こうして、Microsoft AzureとMicrosoft SQL Serverを採用した日販のDWHは、2019年6月にカットオーバーされました。従来のDWHが抱えていた課題は解消され、トラブルの報告はほとんどないと福田 氏。利用者からはBIの朝の予約実行が早くなったという声も聞こえるようになったと喜びを語ります。森山 氏も、クラウド上にDWHを構築したことによるメリットを実感していると話します。
「これまでのDWHは、日販の閉じたネットワークに構築していてグループ会社が活用できませんでした。今回、DWHをMicrosoft Azure上に構築したことで、これがグループ全体で活用できる環境となり、たとえばグループ会社の書店がBIツールを使って直接分析することも可能になりました」(森山 氏)
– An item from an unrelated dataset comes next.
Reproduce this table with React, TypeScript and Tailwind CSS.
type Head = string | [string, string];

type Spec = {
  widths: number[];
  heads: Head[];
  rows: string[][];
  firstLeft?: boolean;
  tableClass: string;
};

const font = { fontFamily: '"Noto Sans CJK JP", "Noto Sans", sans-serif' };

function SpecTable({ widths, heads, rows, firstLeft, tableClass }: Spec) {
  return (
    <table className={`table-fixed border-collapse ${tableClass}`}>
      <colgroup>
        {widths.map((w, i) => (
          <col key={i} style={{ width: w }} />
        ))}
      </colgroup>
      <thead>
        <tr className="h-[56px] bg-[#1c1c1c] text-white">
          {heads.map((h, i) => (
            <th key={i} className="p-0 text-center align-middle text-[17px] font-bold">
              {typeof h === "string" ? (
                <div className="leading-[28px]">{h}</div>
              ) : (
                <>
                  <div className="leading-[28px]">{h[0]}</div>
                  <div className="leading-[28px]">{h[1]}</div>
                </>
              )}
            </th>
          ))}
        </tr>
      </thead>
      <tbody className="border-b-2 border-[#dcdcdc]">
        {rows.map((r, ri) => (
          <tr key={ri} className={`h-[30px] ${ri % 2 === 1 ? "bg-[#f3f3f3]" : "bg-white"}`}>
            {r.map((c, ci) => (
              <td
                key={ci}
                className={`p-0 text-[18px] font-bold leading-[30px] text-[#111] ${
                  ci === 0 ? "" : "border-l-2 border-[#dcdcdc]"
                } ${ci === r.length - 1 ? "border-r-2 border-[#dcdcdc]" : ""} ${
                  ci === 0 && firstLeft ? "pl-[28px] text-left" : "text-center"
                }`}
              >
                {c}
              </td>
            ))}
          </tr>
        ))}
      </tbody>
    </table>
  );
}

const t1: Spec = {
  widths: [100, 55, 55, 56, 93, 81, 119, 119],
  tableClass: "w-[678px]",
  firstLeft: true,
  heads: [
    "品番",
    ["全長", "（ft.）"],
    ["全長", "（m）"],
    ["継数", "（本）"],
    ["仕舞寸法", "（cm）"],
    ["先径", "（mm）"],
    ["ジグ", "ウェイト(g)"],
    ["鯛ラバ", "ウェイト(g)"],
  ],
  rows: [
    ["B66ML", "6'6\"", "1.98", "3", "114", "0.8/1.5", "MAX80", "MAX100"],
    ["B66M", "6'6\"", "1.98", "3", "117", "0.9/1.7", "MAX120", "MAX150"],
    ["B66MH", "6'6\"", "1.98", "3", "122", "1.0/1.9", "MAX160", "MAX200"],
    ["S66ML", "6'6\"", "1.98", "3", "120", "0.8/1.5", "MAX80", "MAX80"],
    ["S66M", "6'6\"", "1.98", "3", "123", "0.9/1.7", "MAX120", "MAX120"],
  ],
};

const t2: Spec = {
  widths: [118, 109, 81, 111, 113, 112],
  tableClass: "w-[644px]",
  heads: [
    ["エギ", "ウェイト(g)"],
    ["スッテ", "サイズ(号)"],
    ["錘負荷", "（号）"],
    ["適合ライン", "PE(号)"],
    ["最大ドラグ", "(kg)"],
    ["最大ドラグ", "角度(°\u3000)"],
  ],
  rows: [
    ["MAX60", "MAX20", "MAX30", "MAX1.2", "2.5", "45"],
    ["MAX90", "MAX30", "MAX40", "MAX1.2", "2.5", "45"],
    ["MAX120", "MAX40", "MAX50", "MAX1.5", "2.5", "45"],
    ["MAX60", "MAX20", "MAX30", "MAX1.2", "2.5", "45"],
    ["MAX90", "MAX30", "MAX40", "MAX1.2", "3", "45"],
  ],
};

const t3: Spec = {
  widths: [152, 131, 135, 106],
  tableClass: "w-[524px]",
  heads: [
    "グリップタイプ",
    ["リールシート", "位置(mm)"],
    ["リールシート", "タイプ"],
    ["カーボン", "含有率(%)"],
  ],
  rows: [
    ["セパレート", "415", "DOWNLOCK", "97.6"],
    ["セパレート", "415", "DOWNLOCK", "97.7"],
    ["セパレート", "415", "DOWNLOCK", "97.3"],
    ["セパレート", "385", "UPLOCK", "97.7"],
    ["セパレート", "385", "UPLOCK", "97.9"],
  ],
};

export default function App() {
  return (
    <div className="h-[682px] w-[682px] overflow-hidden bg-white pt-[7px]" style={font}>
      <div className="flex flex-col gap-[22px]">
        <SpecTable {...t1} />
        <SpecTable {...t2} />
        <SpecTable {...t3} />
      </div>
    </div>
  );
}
とはいえ、今回構築したDWHの成果が本当に得られるのはこれからです。「アクセスの高速化は業務効率の向上に繋がっていますが、業務自体はDWHの刷新で変わったわけではありません」と福田 氏。今後は、快適な分析が行えるようになった環境を“どう活用するか”が大きなテーマになると語ります。
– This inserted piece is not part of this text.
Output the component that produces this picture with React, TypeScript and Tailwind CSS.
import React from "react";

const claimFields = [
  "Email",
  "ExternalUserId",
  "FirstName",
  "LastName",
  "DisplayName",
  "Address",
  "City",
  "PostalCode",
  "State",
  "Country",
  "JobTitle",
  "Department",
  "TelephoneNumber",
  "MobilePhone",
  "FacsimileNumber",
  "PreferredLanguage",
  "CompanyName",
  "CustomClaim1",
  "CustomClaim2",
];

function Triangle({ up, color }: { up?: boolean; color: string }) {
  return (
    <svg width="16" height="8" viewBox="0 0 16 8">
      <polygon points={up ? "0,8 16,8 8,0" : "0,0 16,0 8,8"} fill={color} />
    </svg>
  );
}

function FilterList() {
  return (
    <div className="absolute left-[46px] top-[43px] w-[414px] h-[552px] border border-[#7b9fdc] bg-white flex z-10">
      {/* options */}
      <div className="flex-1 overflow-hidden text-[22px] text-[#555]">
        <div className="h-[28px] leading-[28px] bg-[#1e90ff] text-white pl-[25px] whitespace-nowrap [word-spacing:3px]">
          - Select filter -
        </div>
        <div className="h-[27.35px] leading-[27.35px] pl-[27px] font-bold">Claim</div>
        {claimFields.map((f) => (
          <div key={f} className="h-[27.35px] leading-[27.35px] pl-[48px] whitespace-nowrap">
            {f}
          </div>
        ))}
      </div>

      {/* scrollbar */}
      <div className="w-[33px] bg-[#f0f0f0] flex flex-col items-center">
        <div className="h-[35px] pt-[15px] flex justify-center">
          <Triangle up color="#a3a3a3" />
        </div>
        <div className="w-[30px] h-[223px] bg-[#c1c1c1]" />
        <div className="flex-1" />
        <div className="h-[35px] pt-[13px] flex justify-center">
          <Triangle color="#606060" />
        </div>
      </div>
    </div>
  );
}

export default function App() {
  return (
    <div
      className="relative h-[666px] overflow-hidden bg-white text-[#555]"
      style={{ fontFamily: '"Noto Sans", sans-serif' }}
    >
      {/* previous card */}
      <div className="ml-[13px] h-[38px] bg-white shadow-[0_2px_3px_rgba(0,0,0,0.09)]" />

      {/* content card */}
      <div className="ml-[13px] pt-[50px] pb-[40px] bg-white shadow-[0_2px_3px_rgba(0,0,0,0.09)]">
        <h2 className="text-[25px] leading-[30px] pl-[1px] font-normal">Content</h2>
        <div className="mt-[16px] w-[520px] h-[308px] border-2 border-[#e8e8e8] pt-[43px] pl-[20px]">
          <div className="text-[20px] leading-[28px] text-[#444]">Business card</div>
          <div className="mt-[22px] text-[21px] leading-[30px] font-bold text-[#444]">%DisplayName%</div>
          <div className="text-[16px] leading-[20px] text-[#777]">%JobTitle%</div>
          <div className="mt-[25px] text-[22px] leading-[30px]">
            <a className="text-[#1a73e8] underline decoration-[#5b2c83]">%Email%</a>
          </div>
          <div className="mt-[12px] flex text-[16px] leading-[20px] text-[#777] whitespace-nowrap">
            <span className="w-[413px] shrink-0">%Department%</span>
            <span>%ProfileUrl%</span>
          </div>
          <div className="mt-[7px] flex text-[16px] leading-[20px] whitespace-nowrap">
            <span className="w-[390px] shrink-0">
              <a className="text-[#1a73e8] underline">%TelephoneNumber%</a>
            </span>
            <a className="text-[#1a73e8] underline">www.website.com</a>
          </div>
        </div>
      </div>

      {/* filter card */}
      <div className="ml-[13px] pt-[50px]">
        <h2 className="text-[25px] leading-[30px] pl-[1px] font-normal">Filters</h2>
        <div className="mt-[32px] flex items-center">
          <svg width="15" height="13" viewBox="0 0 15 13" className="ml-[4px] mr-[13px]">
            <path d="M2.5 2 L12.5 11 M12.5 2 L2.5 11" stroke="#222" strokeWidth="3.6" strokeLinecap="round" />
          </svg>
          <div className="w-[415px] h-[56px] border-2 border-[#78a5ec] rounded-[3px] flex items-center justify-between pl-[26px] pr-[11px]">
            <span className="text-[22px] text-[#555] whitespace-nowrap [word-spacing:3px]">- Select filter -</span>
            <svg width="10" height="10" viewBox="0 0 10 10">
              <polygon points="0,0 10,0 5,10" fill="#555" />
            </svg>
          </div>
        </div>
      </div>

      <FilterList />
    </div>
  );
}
「本は季節変動が激しい商品なので、例えば蓄積したデータを機械学習などで分析して自動的に提案できるようにするのが理想です。また、現在使っている分析ツールは多少のトレーニングを必要とすることもあり、使える人と使えない人がいます。データの活用という観点では、社内向けの分析環境を整備していく必要もあると考えています」(福田 氏)
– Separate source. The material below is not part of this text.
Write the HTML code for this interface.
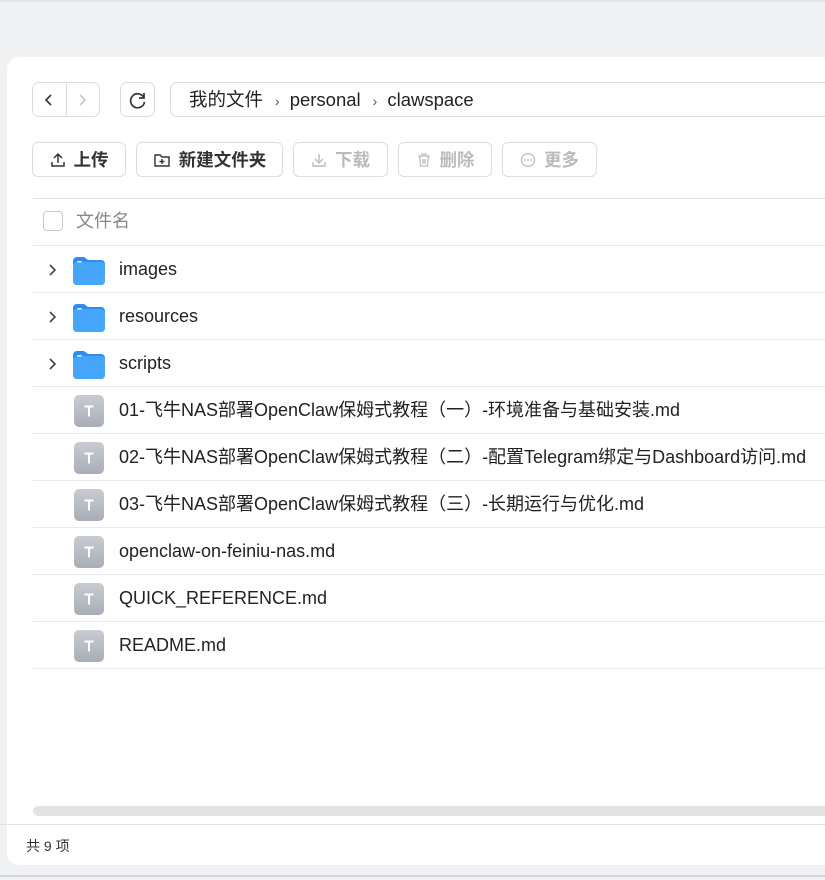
<!DOCTYPE html>
<html><head><meta charset="utf-8"><style>
*{margin:0;padding:0;box-sizing:border-box}
body{width:825px;height:880px;background:#f0f1f3;font-family:"Liberation Sans","Noto Sans CJK SC",sans-serif;position:relative;overflow:hidden}
.topline{position:absolute;left:0;top:0;width:825px;height:2px;background:#e4e5e8}
.card{position:absolute;left:7px;top:57px;width:830px;height:808px;background:#fff;border-radius:12px}
.abs{position:absolute}
.btn{position:absolute;top:142px;height:35px;border:1px solid #dcdde0;border-radius:6px;display:flex;align-items:center;justify-content:center;font-size:17.5px;font-weight:bold;color:#333;gap:8px}
.btn.dis{color:#bbb}
.row{position:absolute;left:33px;width:800px;height:47px;border-bottom:1px solid #e8e9eb;font-size:18px;color:#222}
.chev{position:absolute;left:15px;top:17px}
.fold{position:absolute;left:40px;top:10px;width:32px;height:29px}
.doc{position:absolute;left:41px;top:8px;width:30px;height:32px;border-radius:5px;background:linear-gradient(#c9ccd2,#a9adb5);display:flex;align-items:center;justify-content:center}
.nm{position:absolute;left:86px;top:11px;white-space:nowrap;line-height:24px}
</style></head><body>
<div class="topline"></div>
<div class="card"></div>
<div class="abs" style="left:32px;top:82px;width:68px;height:35px;border:1px solid #dcdde0;border-radius:7px"></div>
<div class="abs" style="left:66px;top:83px;width:1px;height:33px;background:#dcdde0"></div>
<svg class="abs" style="left:43px;top:93px" width="12" height="14"><path d="M8 2L3 7l5 5" stroke="#333" stroke-width="1.6" fill="none"/></svg>
<svg class="abs" style="left:76px;top:93px" width="12" height="14"><path d="M4 2l5 5-5 5" stroke="#bbb" stroke-width="1.4" fill="none"/></svg>
<div class="abs" style="left:120px;top:82px;width:35px;height:35px;border:1px solid #dcdde0;border-radius:7px"></div>
<svg class="abs" style="left:128px;top:90px" width="20" height="20"><path d="M15.5 7A7 7 0 1 0 16.5 12" stroke="#333" stroke-width="1.7" fill="none"/><path d="M16 3v5h-5" stroke="#333" stroke-width="1.7" fill="none"/></svg>
<div class="abs" style="left:170px;top:82px;width:700px;height:35px;border:1px solid #dcdde0;border-radius:7px"></div>
<div class="abs" style="left:189px;top:88px;font-size:18.5px;line-height:24px;color:#222;white-space:nowrap">我的文件<span style="color:#555;margin:0 10px 0 12px;font-size:14px">›</span>personal<span style="color:#555;margin:0 10px 0 12px;font-size:14px">›</span>clawspace</div>
<div class="btn" style="left:32px;width:94px"><svg width="16" height="16"><path d="M8 11V2M4 6l4-4 4 4M2 10v4h12v-4" stroke="#333" stroke-width="1.5" fill="none"/></svg>上传</div>
<div class="btn" style="left:136px;width:147px"><svg width="18" height="16"><path d="M2 3h5l2 2h7v9H2z" stroke="#333" stroke-width="1.4" fill="none"/><path d="M9 7v5M6.5 9.5h5" stroke="#333" stroke-width="1.4"/></svg>新建文件夹</div>
<div class="btn dis" style="left:293px;width:95px"><svg width="16" height="16"><path d="M8 2v9M4 7l4 4 4-4M2 10v4h12v-4" stroke="#bbb" stroke-width="1.4" fill="none"/></svg>下载</div>
<div class="btn dis" style="left:398px;width:94px"><svg width="16" height="16"><path d="M2 4h12M6 4V2h4v2M3.5 4l1 10h7l1-10M7 7v5M9 7v5" stroke="#bbb" stroke-width="1.3" fill="none"/></svg>删除</div>
<div class="btn dis" style="left:502px;width:95px"><svg width="16" height="16"><circle cx="8" cy="8" r="6.5" stroke="#bbb" stroke-width="1.3" fill="none"/><circle cx="5" cy="8" r=".9" fill="#bbb"/><circle cx="8" cy="8" r=".9" fill="#bbb"/><circle cx="11" cy="8" r=".9" fill="#bbb"/></svg>更多</div>
<div class="abs" style="left:33px;top:198px;width:800px;height:1px;background:#e2e3e5"></div>
<div class="abs" style="left:43px;top:211px;width:20px;height:20px;border:1.5px solid #c8c9cc;border-radius:4px"></div>
<div class="abs" style="left:76px;top:209px;font-size:18px;line-height:24px;color:#888">文件名</div>
<div class="abs" style="left:33px;top:245px;width:800px;height:1px;background:#e8e9eb"></div>

<div class="row" style="top:246px"><svg class="chev" width="10" height="14"><path d="M2 2l5 5-5 5" stroke="#444" stroke-width="1.6" fill="none"/></svg><svg class="fold" viewBox="0 0 32 29"><path d="M0 5a4 4 0 0 1 4-4h7l4 3h13a4 4 0 0 1 4 4v17a4 4 0 0 1-4 4H4a4 4 0 0 1-4-4z" fill="#2c8cf3"/><path d="M0 10a4 4 0 0 1 4-4h24a4 4 0 0 1 4 4v15a4 4 0 0 1-4 4H4a4 4 0 0 1-4-4z" fill="#45a6fb"/><rect x="4" y="5" width="5" height="1.6" rx=".8" fill="#d6eaff"/></svg><span class="nm">images</span></div>
<div class="row" style="top:293px"><svg class="chev" width="10" height="14"><path d="M2 2l5 5-5 5" stroke="#444" stroke-width="1.6" fill="none"/></svg><svg class="fold" viewBox="0 0 32 29"><path d="M0 5a4 4 0 0 1 4-4h7l4 3h13a4 4 0 0 1 4 4v17a4 4 0 0 1-4 4H4a4 4 0 0 1-4-4z" fill="#2c8cf3"/><path d="M0 10a4 4 0 0 1 4-4h24a4 4 0 0 1 4 4v15a4 4 0 0 1-4 4H4a4 4 0 0 1-4-4z" fill="#45a6fb"/><rect x="4" y="5" width="5" height="1.6" rx=".8" fill="#d6eaff"/></svg><span class="nm">resources</span></div>
<div class="row" style="top:340px"><svg class="chev" width="10" height="14"><path d="M2 2l5 5-5 5" stroke="#444" stroke-width="1.6" fill="none"/></svg><svg class="fold" viewBox="0 0 32 29"><path d="M0 5a4 4 0 0 1 4-4h7l4 3h13a4 4 0 0 1 4 4v17a4 4 0 0 1-4 4H4a4 4 0 0 1-4-4z" fill="#2c8cf3"/><path d="M0 10a4 4 0 0 1 4-4h24a4 4 0 0 1 4 4v15a4 4 0 0 1-4 4H4a4 4 0 0 1-4-4z" fill="#45a6fb"/><rect x="4" y="5" width="5" height="1.6" rx=".8" fill="#d6eaff"/></svg><span class="nm">scripts</span></div>
<div class="row" style="top:387px"><div class="doc"><svg width="14" height="14"><path d="M2.5 2.5h9M7 2.5v10" stroke="#fff" stroke-width="2"/></svg></div><span class="nm">01-飞牛NAS部署OpenClaw保姆式教程（一）-环境准备与基础安装.md</span></div>
<div class="row" style="top:434px"><div class="doc"><svg width="14" height="14"><path d="M2.5 2.5h9M7 2.5v10" stroke="#fff" stroke-width="2"/></svg></div><span class="nm">02-飞牛NAS部署OpenClaw保姆式教程（二）-配置Telegram绑定与Dashboard访问.md</span></div>
<div class="row" style="top:481px"><div class="doc"><svg width="14" height="14"><path d="M2.5 2.5h9M7 2.5v10" stroke="#fff" stroke-width="2"/></svg></div><span class="nm">03-飞牛NAS部署OpenClaw保姆式教程（三）-长期运行与优化.md</span></div>
<div class="row" style="top:528px"><div class="doc"><svg width="14" height="14"><path d="M2.5 2.5h9M7 2.5v10" stroke="#fff" stroke-width="2"/></svg></div><span class="nm">openclaw-on-feiniu-nas.md</span></div>
<div class="row" style="top:575px"><div class="doc"><svg width="14" height="14"><path d="M2.5 2.5h9M7 2.5v10" stroke="#fff" stroke-width="2"/></svg></div><span class="nm">QUICK_REFERENCE.md</span></div>
<div class="row" style="top:622px"><div class="doc"><svg width="14" height="14"><path d="M2.5 2.5h9M7 2.5v10" stroke="#fff" stroke-width="2"/></svg></div><span class="nm">README.md</span></div>
<div class="abs" style="left:33px;top:806px;width:800px;height:10px;background:#e2e3e4;border-radius:5px"></div>
<div class="abs" style="left:0;top:824px;width:825px;height:1px;background:#dedfe2"></div>
<div class="abs" style="left:26px;top:836px;font-size:14px;color:#333">共 9 项</div>
<div class="abs" style="left:0;top:875px;width:825px;height:2px;background:#d4d5d8"></div>
</body></html>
マルチクラウド環境を利用した“理想のデータ活用”を求めて
今回のDWH移行は、日販グループにおけるクラウド運用とデータ活用の第一歩といえ、今後の展開からも目が離せません。日販のクラウド戦略に携わり、今回の移行プロジェクトにも参画している日販テクシードの野上 巳知夫 氏は、今後の展望についてこう語ります。
「あらゆるビジネスにおいて、マルチクラウドの運用は避けられない流れとなっています。その意味では、今回のプロジェクトでMicrosoft Azureを採用したことで、弊社内にマルチクラウドのノウハウを蓄積できたことには大きな意味があります。日販グループはもちろんのこと、グループ外の企業に対しても複数のクラウドサービスそれぞれの“強み”を活かして、最適なIT環境を提供できるようになったと考えています」(野上 氏)
加えてシステムサポート 佐藤 氏の「Microsoft SQL Serverは利用者の声に応えた機能追加や品質向上が図られています。今後も、より様々な用途で使えるソリューションに進化してほしいと期待しています」という言葉や、杉本 氏の「日販テクシードでは、これからもMicrosoft Azureの実績を増やしていきたいと考えています。マルチクラウド環境を構築・運用する上で、マイクロソフトにも技術サポートしていただければと思います」という期待の声からもわかるように、今回構築したDWHは、これからも進化を続けていきます。福田 氏も先進技術を積極的に取り入れるマイクロソフト製品の可能性に期待しています。
「現在使っている分析ツールでは、できることも限られるので、Microsoft Azureの機能と組み合わせて今よりも高い分析環境を構築していきたいと考えています。Microsoft Azureの採用で、日販テクシードのソリューションとして最新テクノロジーの導入ハードルが下がったことを感じています」(福田 氏)
今後、日販グループ全体に展開する“理想のデータ活用”のノウハウについては、日販グループに留まらず、広く活用していくことを日販テクシードは目指しています。その実現を支援するマイクロソフトのクラウドソリューションには、今後も注視していく必要がありそうです。